The Scottish Café () was a café in Lwów, Poland (now Lviv, Ukraine) where, in the 1930s and 1940s, mathematicians from the  Lwów School of Mathematics collaboratively discussed research problems, particularly in functional analysis and topology.

Stanisław Ulam recounts that the tables of the café had marble tops, so they could write in pencil, directly on the table, during their discussions. To keep the results from being lost, and after becoming annoyed with their writing directly on the table tops, Stefan Banach's wife provided the mathematicians with a large notebook, which was used for writing the problems and answers and eventually became known as the Scottish Book. The book—a collection of solved, unsolved, and even probably unsolvable problems—could be borrowed by any of the guests of the café.
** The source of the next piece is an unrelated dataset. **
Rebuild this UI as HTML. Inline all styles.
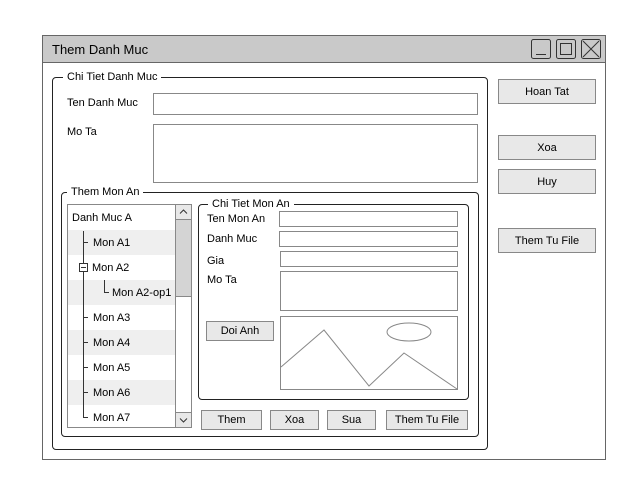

Solving any of the problems was rewarded with prizes, with the most difficult and challenging problems having expensive prizes (during the Great Depression and on the eve of World War II), such as a bottle of fine brandy.

For problem 153, which was later recognized as being closely related to Stefan Banach's "basis problem", Stanisław Mazur offered the prize of a live goose. This problem was solved only in 1972 by Per Enflo, who was presented with the live goose in a ceremony that was broadcast throughout Poland.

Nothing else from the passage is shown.